-- To do --
Extract from the listing each line in which the word "React" appears.

-- Data provided --

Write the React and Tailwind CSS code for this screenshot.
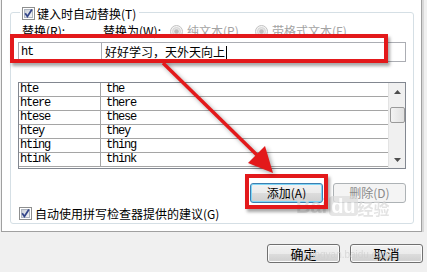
import React from 'react';

const rows = [
  ['hte', 'the'],
  ['htere', 'there'],
  ['htese', 'these'],
  ['htey', 'they'],
  ['hting', 'thing'],
  ['htink', 'think'],
];

const cjk = { fontFamily: '"Noto Sans CJK SC", "Liberation Sans", sans-serif' };
const mono = { fontFamily: '"Liberation Mono", "Noto Sans CJK SC", monospace' };

function CheckBox() {
  return (
    <svg width="13" height="13" viewBox="0 0 13 13" className="shrink-0">
      <defs>
        <linearGradient id="cbfill" x1="0" y1="0" x2="1" y2="1">
          <stop offset="0" stopColor="#c9ced6" />
          <stop offset="1" stopColor="#f7f8f9" />
        </linearGradient>
      </defs>
      <rect x="0.5" y="0.5" width="12" height="12" fill="#fff" stroke="#8e8f8f" />
      <rect x="2.5" y="2.5" width="8" height="8" fill="url(#cbfill)" stroke="#aeb5c0" />
      <path d="M3.2 6.3 L5.4 9.4 L9.9 2.6" fill="none" stroke="#34468a" strokeWidth="1.8" />
    </svg>
  );
}

function Radio() {
  return (
    <svg width="13" height="13" viewBox="0 0 13 13" className="shrink-0">
      <circle cx="6.5" cy="6.5" r="6" fill="#f4f4f4" stroke="#c2c2c2" />
      <circle cx="6.5" cy="6.5" r="4" fill="#e6e6e6" stroke="#d6d6d6" />
      <circle cx="6.5" cy="6.5" r="2.2" fill="#bdbdbd" />
    </svg>
  );
}

function Arrow({ up }) {
  return (
    <svg width="7" height="4" viewBox="0 0 7 4">
      <path d={up ? 'M0 4 L3.5 0 L7 4 Z' : 'M0 0 L3.5 4 L7 0 Z'} fill="#4d4d4d" />
    </svg>
  );
}

function Button({ children, variant }) {
  if (variant === 'disabled') {
    return (
      <div className="w-[73px] h-[20px] flex items-center justify-center rounded-[3px] border border-[#adb2b5] bg-[#f4f4f4] text-[12px] leading-none text-[#8a8a8a]" style={cjk}>
        {children}
      </div>
    );
  }
  const focus = variant === 'focus';
  return (
    <div
      className={
        focus
          ? 'w-[73px] h-[20px] flex items-center justify-center rounded-[3px] border border-[#3c7fb1] bg-[linear-gradient(#f2f2f2_0%,#ebebeb_50%,#dddddd_50%,#cfcfcf_100%)] shadow-[inset_0_0_0_1px_#7fd6f7] text-[12px] leading-none text-black'
          : 'w-[73px] h-[19px] flex items-center justify-center rounded-[3px] border border-[#707070] bg-[linear-gradient(#f2f2f2_0%,#ebebeb_50%,#dddddd_50%,#cfcfcf_100%)] shadow-[inset_0_0_0_1px_#fbfbfb] text-[13px] leading-none text-black'
      }
      style={cjk}
    >
      {children}
    </div>
  );
}

export default function App() {
  return (
    <div className="relative w-[427px] h-[272px] bg-[#f0f0f0] overflow-hidden text-black" style={cjk}>
      {/* tab page */}
      <div className="ml-[1px] w-[421px] h-[232px] bg-white border-l border-r border-b border-[#a0a0a0] pt-[12px] pl-[8px] shadow-[2px_0_0_#d8d8d8]">
        <div className="relative w-[404px] h-[212px] border border-[#d5dfe5] rounded-[3px] flex flex-col">
          {/* legend */}
          <div className="absolute -top-[6px] left-[9px] flex items-center gap-[2px] bg-white pl-[2px] pr-[3px] h-[13px]">
            <CheckBox />
            <span className="text-[12px] leading-[13px]">键入时自动替换(T)</span>
          </div>

          {/* labels */}
          <div className="mt-[11px] ml-[11px] h-[14px] flex items-center text-[12px] leading-[14px]">
            <span className="w-[81px]">替换(R):</span>
            <span className="w-[67px]">替换为(W):</span>
            <span className="w-[85px] flex items-center gap-[4px] text-[#a3a3a3]">
              <Radio />
              纯文本(P)
            </span>
            <span className="flex items-center gap-[4px] text-[#a3a3a3]">
              <Radio />
              带格式文本(F)
            </span>
          </div>

          {/* inputs */}
          <div className="mt-[4px] ml-[7px] w-[388px] h-[20px] flex border border-[#abadb3]">
            <div className="w-[83px] border-r border-[#abadb3] pl-[2px] flex items-center text-[12px] tracking-[-1.2px]" style={mono}>ht</div>
            <div className="flex-1 pl-[3px] flex items-center text-[12px]">
              好好学习，天外天向上
              <span className="ml-[1px] w-[1px] h-[13px] bg-black" />
            </div>
          </div>

          {/* list */}
          <div className="mt-[20px] ml-[7px] w-[388px] h-[87px] border border-[#828790] flex">
            <div className="flex-1">
              {rows.map(([a, b]) => (
                <div key={a} className="h-[14px] flex border-b border-[#a5a5a5] text-[12px] leading-[13px] tracking-[-1.2px]" style={mono}>
                  <div className="w-[82px] border-r border-[#a5a5a5] pl-[1px]">{a}</div>
                  <div className="pl-[5px]">{b}</div>
                </div>
              ))}
            </div>
            <div className="w-[17px] bg-[#f0f0f0] border-l border-[#e3e3e3] flex flex-col items-center">
              <div className="h-[17px] flex items-center justify-center"><Arrow up /></div>
              <div className="mt-[7px] w-[15px] h-[16px] rounded-[2px] border border-[#9a9a9a] bg-[linear-gradient(90deg,#f3f3f3,#e0e0e0)]" />
              <div className="flex-1" />
              <div className="h-[17px] flex items-center justify-center"><Arrow /></div>
            </div>
          </div>

          {/* add / delete */}
          <div className="mt-[14px] ml-[239px] flex gap-[10px]">
            <Button variant="focus">添加(A)</Button>
            <Button variant="disabled">删除(D)</Button>
          </div>

          {/* spell check */}
          <div className="mt-[4px] ml-[8px] flex items-center gap-[3px] text-[12px] leading-[13px]">
            <CheckBox />
            <span>自动使用拼写检查器提供的建议(G)</span>
          </div>
        </div>
      </div>

      {/* dialog buttons */}
      <div className="mt-[12px] ml-[267px] flex gap-[10px]">
        <Button>确定</Button>
        <Button>取消</Button>
      </div>

      {/* watermark */}
      <div className="absolute left-[296px] top-[196px] flex items-end text-[20px] font-bold leading-none text-[#d8d8d8] opacity-70" style={{ fontFamily: '"Liberation Sans", "Noto Sans CJK SC", sans-serif' }}>
        <span>Bai</span>
        <span className="ml-[2px] px-[2px] rounded-[4px] bg-[#dcdcdc] text-white">du</span>
        <span className="text-[16px]" style={cjk}>经验</span>
      </div>
      <div className="absolute left-[310px] top-[250px] text-[10px] leading-none text-[#cfcfcf] opacity-70" style={{ fontFamily: '"Liberation Sans", sans-serif' }}>
        jingyan.baidu.com
      </div>

      {/* red annotations */}
      <div className="absolute left-[10px] top-[34px] w-[378px] h-[29px] border-4 border-[#e3191b] shadow-[2px_3px_3px_rgba(0,0,0,0.35)]" />
      <div className="absolute left-[245px] top-[174px] w-[83px] h-[35px] border-4 border-[#e3191b] shadow-[2px_3px_3px_rgba(0,0,0,0.35)]" />
      <svg className="absolute inset-0 pointer-events-none drop-shadow-[2px_2px_2px_rgba(0,0,0,0.35)]" width="427" height="272" viewBox="0 0 427 272">
        <line x1="163" y1="63" x2="259" y2="157" stroke="#e3191b" strokeWidth="3.5" />
        <polygon points="248,163 265,146 273,173" fill="#e3191b" />
      </svg>
    </div>
  );
}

-- Exercise result --
Write the React and Tailwind CSS code for this screenshot.
import React from 'react';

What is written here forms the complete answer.